Strip-till implement with the planter attached.

While the ridges in the ridge-till system worked quite well to provide drainage on poorly drained soils, many producers prefer a strip tillage operation rather than ridges to aid soil warming. This tillage operation removes the residue from the row area, allowing sunlight to hit the soil surface and warm the soil. As with ridge planting, planting with strip-till takes place in the residue free strips. The adoption of no-till drilling soybeans in narrow rows made ridges unpopular in many areas.

Early strip tillage attachments were typically placed directly on the planter. One, two, or often three fluted coulters tilled and loosened the soil, burying some residue and working air into the soil. This aided in soil drying and warm-up but usually pulled up wet, sticky soil which interfered with the planter units. To reduce this problem and to allow soil warming to start sooner, some producers placed the coulters on a separate toolbar and performed the strip tillage operation anytime from one-half day to several weeks ahead of planting. Spiked-wheel residue movers and fertilizer knives have also been used to remove the residue and loosen the soil in these zone tillage systems.

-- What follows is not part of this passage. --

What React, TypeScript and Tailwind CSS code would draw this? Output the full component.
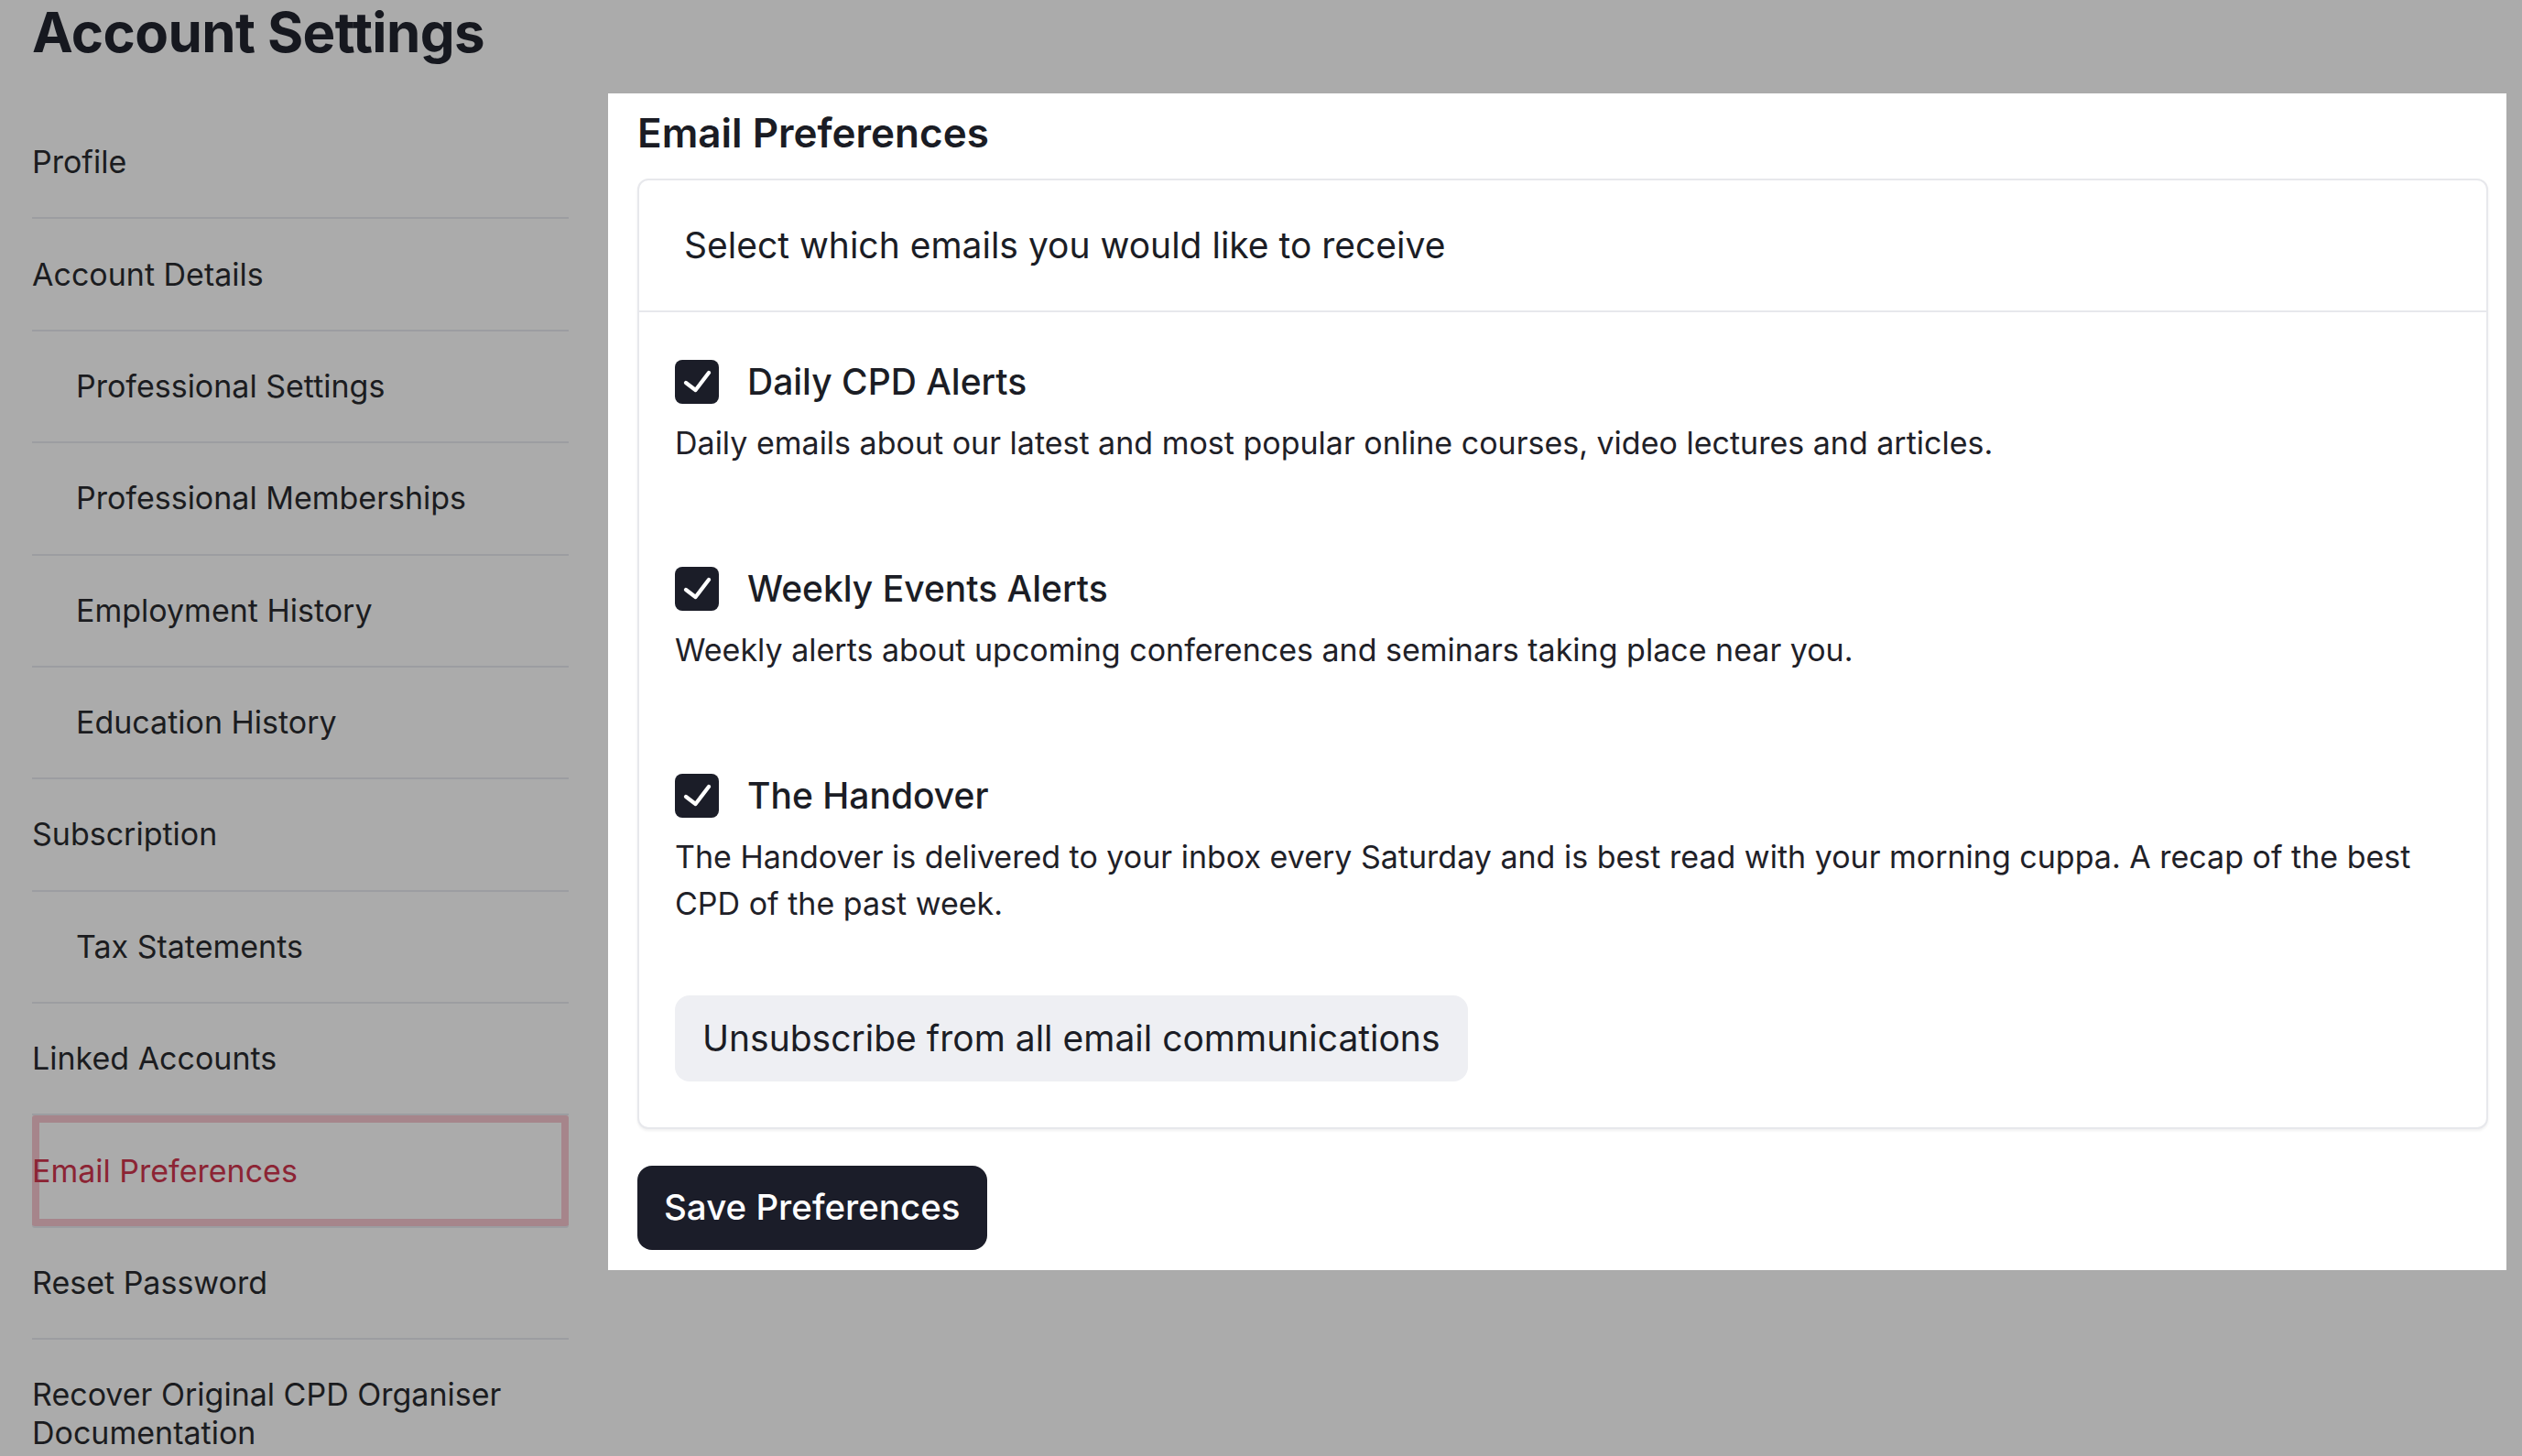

While many variations of strip-till have evolved, the most widely practiced strip-till systems perform the tillage in the fall and usually place nutrients in the tilled zone at the same time. A subsoiler, fertilizer knife, or multiple coulters perform the tillage allowing fertilizers to be injected through the knife or behind the coulters. Often, some type of soil mounding disks, such as those which close the slot created by a knife used for placing anhydrous, build up a slight ridge in the tilled zone to aid in soil drainage. When there are no obvious rows to follow, as in drilled soybean residue or wheat stubble, producers equip their strip-till implement with row markers to properly lay out the cleanly tilled strips for planting next spring.

Most people consider fall strip-till as a variation of no-till. The Conservation Technology Information Center's definition of no-till includes strip-till, provided less than one-third of the total row area is tilled. Some no-tillers may perform the strip-tillage operation in the spring. Some ridge-tillers use a strip-tillage operation on their ridges to inject nutrients and loosen the soil.